The best training exercises for skiing

  • Build and strengthen the muscles that do most of the work. Including your quads, glutes, hamstrings, and hips.
  • Develop your balance. Strengthen your core muscles and those around your hips to improve stability.
  • Build up endurance. Repeated cardiovascular exercise will enable your body to cope with sustained workloads longer.
  • Improve the condition of your heart and lungs, so oxygen and nutrients circulate around your body more efficiently. Running or cycling are ideal exercises, as they train the large thigh muscles, which are also used predominantly in skiing.

How to approach training

Before you start any new training program it’s always best to check with your trainer at the gym or your doctor to see if there are any exercises you should steer clear of. Also, when you begin a new exercise program always remember to warm up and stretch before you start exercising and at the end of your workout.

This will help your body to adapt to the exercises and considerably reduce the possibility of injury.

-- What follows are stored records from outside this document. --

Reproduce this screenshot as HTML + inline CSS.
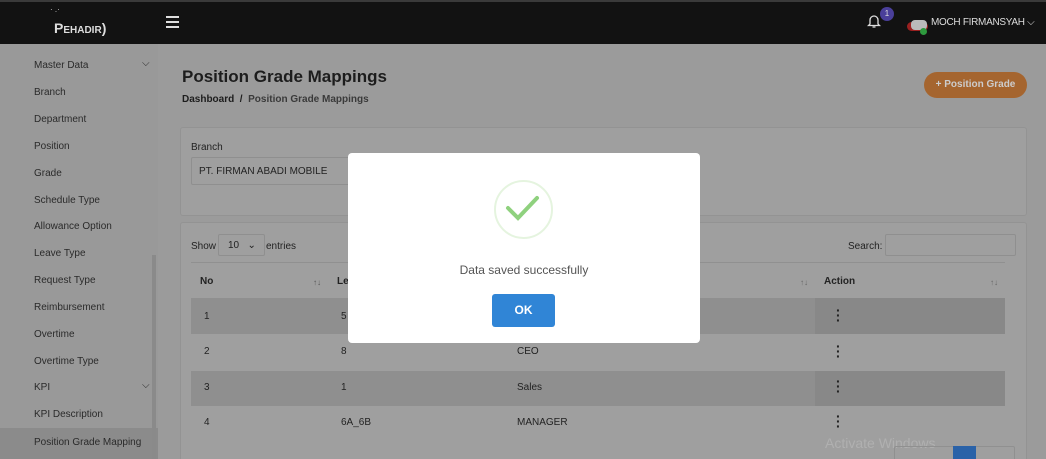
<!DOCTYPE html>
<html><head><meta charset="utf-8"><style>
*{box-sizing:border-box;margin:0;padding:0}
html,body{width:1046px;height:459px;overflow:hidden}
body{background:#9b9b9b;font-family:"Liberation Sans",sans-serif;position:relative;color:#1f1f1f}
.a{position:absolute;white-space:nowrap}
.hdr{left:0;top:0;width:1046px;height:44px;background:#121212;border-top:2px solid #3a3a3a}
.side{left:0;top:44px;width:158px;height:415px;background:#999}
.si{left:34px;font-size:10px;color:#2a2a2a}
.card{background:#9f9f9f;border:1px solid #939393;border-radius:3px}
.cell{font-size:10px;color:#222}
</style></head><body>
<div class="a hdr"></div>
<div class="a" style="left:50px;top:5px;color:#ccc;font-size:8px">· .·</div>
<div class="a" style="left:54px;top:20px;color:#ddd;font-size:14px;font-weight:bold">P<span style="font-size:10px">EHADIR</span>)</div>
<div class="a" style="left:166px;top:16px;width:13px;height:2px;background:#ddd;box-shadow:0 5px 0 #ddd,0 10px 0 #ddd"></div>
<svg class="a" style="left:867px;top:13px" width="14" height="16" viewBox="0 0 14 16"><path d="M3 11V7a4 4 0 0 1 8 0v4l1.5 1.5h-11z M5.5 14h3" fill="none" stroke="#ddd" stroke-width="1.3"/></svg>
<div class="a" style="left:880px;top:7px;width:14px;height:14px;border-radius:50%;background:#4a3f9a;color:#ddd;font-size:8px;text-align:center;line-height:14px">1</div>
<div class="a" style="left:907px;top:22px;width:21px;height:9px;border-radius:5px;background:#9a2020"></div>
<div class="a" style="left:911px;top:20px;width:16px;height:10px;border-radius:4px;background:#bbb"></div>
<div class="a" style="left:920px;top:28px;width:7px;height:7px;border-radius:50%;background:#2e9a3e"></div>
<div class="a" style="left:931px;top:17px;font-size:10px;color:#ddd;letter-spacing:-0.3px">MOCH FIRMANSYAH ⌵</div>

<div class="a side"></div>
<div class="a" style="left:0;top:428px;width:158px;height:31px;background:#8b8b8b"></div>
<div class="a" style="left:152px;top:255px;width:4px;height:204px;background:#8a8a8a"></div>
<div class="a si" style="top:60px">Master Data</div><div class="a si" style="left:142px;top:58px">⌵</div>
<div class="a si" style="top:87px">Branch</div>
<div class="a si" style="top:114px">Department</div>
<div class="a si" style="top:141px">Position</div>
<div class="a si" style="top:168px">Grade</div>
<div class="a si" style="top:195px">Schedule Type</div>
<div class="a si" style="top:221px">Allowance Option</div>
<div class="a si" style="top:248px">Leave Type</div>
<div class="a si" style="top:275px">Request Type</div>
<div class="a si" style="top:302px">Reimbursement</div>
<div class="a si" style="top:329px">Overtime</div>
<div class="a si" style="top:356px">Overtime Type</div>
<div class="a si" style="top:382px">KPI</div><div class="a si" style="left:142px;top:380px">⌵</div>
<div class="a si" style="top:409px">KPI Description</div>
<div class="a si" style="top:437px">Position Grade Mapping</div>

<div class="a" style="left:182px;top:67px;font-size:17px;font-weight:bold;color:#1d1d1d">Position Grade Mappings</div>
<div class="a" style="left:182px;top:94px;font-size:10px;font-weight:bold;color:#1d1d1d">Dashboard &nbsp;/ &nbsp;<span style="color:#3a3a3a">Position Grade Mappings</span></div>
<div class="a" style="left:924px;top:72px;width:103px;height:26px;border-radius:13px;background:#a5652f;color:#ccc;font-size:10px;font-weight:bold;text-align:center;line-height:26px">+ Position Grade</div>

<div class="a card" style="left:180px;top:127px;width:847px;height:89px"></div>
<div class="a cell" style="left:191px;top:142px">Branch</div>
<div class="a" style="left:191px;top:157px;width:170px;height:28px;border:1px solid #8f8f8f;border-radius:2px"></div>
<div class="a cell" style="left:199px;top:166px">PT. FIRMAN ABADI MOBILE</div>

<div class="a card" style="left:180px;top:222px;width:847px;height:250px"></div>
<div class="a cell" style="left:191px;top:241px">Show</div>
<div class="a" style="left:218px;top:234px;width:47px;height:22px;border:1px solid #8f8f8f;border-radius:2px"></div>
<div class="a cell" style="left:228px;top:240px">10 &nbsp;&nbsp;⌄</div>
<div class="a cell" style="left:266px;top:241px">entries</div>
<div class="a cell" style="left:848px;top:241px">Search:</div>
<div class="a" style="left:885px;top:234px;width:131px;height:22px;border:1px solid #8f8f8f;border-radius:2px"></div>
<div class="a" style="left:191px;top:262px;width:814px;height:1px;background:#909090"></div>
<div class="a cell" style="left:200px;top:276px;font-weight:bold">No</div>
<div class="a" style="left:313px;top:278px;font-size:8px;color:#555">↑↓</div>
<div class="a cell" style="left:337px;top:276px;font-weight:bold">Le</div>
<div class="a" style="left:800px;top:278px;font-size:8px;color:#666">↑↓</div>
<div class="a cell" style="left:824px;top:276px;font-weight:bold">Action</div>
<div class="a" style="left:990px;top:278px;font-size:8px;color:#666">↑↓</div>
<div class="a" style="left:191px;top:298px;width:814px;height:36px;background:#8f8f8f"></div>
<div class="a" style="left:815px;top:298px;width:190px;height:36px;background:#888"></div>
<div class="a" style="left:191px;top:371px;width:814px;height:35px;background:#8f8f8f"></div>
<div class="a" style="left:815px;top:371px;width:190px;height:35px;background:#888"></div>
<div class="a cell" style="left:204px;top:311px">1</div><div class="a cell" style="left:341px;top:311px">5</div>
<div class="a cell" style="left:204px;top:346px">2</div><div class="a cell" style="left:341px;top:346px">8</div><div class="a cell" style="left:517px;top:346px">CEO</div>
<div class="a cell" style="left:204px;top:382px">3</div><div class="a cell" style="left:341px;top:382px">1</div><div class="a cell" style="left:517px;top:382px">Sales</div>
<div class="a cell" style="left:204px;top:417px">4</div><div class="a cell" style="left:341px;top:417px">6A_6B</div><div class="a cell" style="left:517px;top:417px">MANAGER</div>
<div class="a" style="left:836px;top:308px;font-size:14px;font-weight:bold;line-height:5px;color:#222">·<br>·<br>·</div>
<div class="a" style="left:836px;top:344px;font-size:14px;font-weight:bold;line-height:5px;color:#222">·<br>·<br>·</div>
<div class="a" style="left:836px;top:379px;font-size:14px;font-weight:bold;line-height:5px;color:#222">·<br>·<br>·</div>
<div class="a" style="left:836px;top:414px;font-size:14px;font-weight:bold;line-height:5px;color:#222">·<br>·<br>·</div>
<div class="a" style="left:825px;top:435px;font-size:14px;color:#b0b0b0">Activate Windows</div>
<div class="a" style="left:894px;top:446px;width:121px;height:20px;border:1px solid #909090;border-radius:2px"></div>
<div class="a" style="left:953px;top:446px;width:23px;height:20px;background:#2a62a8"></div>

<div class="a" style="left:348px;top:153px;width:352px;height:190px;background:#fff;border-radius:4px"></div>
<div class="a" style="left:494px;top:180px;width:59px;height:59px;border-radius:50%;border:2px solid #e5f4df"></div>
<svg class="a" style="left:505px;top:194px" width="40" height="30" viewBox="0 0 40 30"><path d="M3 14l10 10L32 4" fill="none" stroke="#8fd17e" stroke-width="4" stroke-linecap="round"/></svg>
<div class="a" style="left:348px;top:263px;width:352px;text-align:center;font-size:12px;color:#545454">Data saved successfully</div>
<div class="a" style="left:492px;top:294px;width:63px;height:33px;background:#3085d6;border-radius:3px;color:#fff;font-size:12px;font-weight:bold;text-align:center;line-height:33px">OK</div>
</body></html>
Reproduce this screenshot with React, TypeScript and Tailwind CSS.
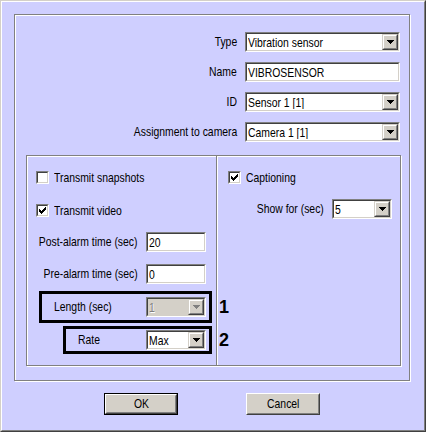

By increasing your overall level of fitness, you will also improve your flexibility, which enables you to transfer your weight more effectively during turns and to recover more quickly when you lose your balance.

The overall improvement in fitness will give you longer endurance and less chance of falls. It is often during falls where injuries occur, skiers are particularly at risk from knee injuries, while snowboarders often experience ankle and shoulder strains.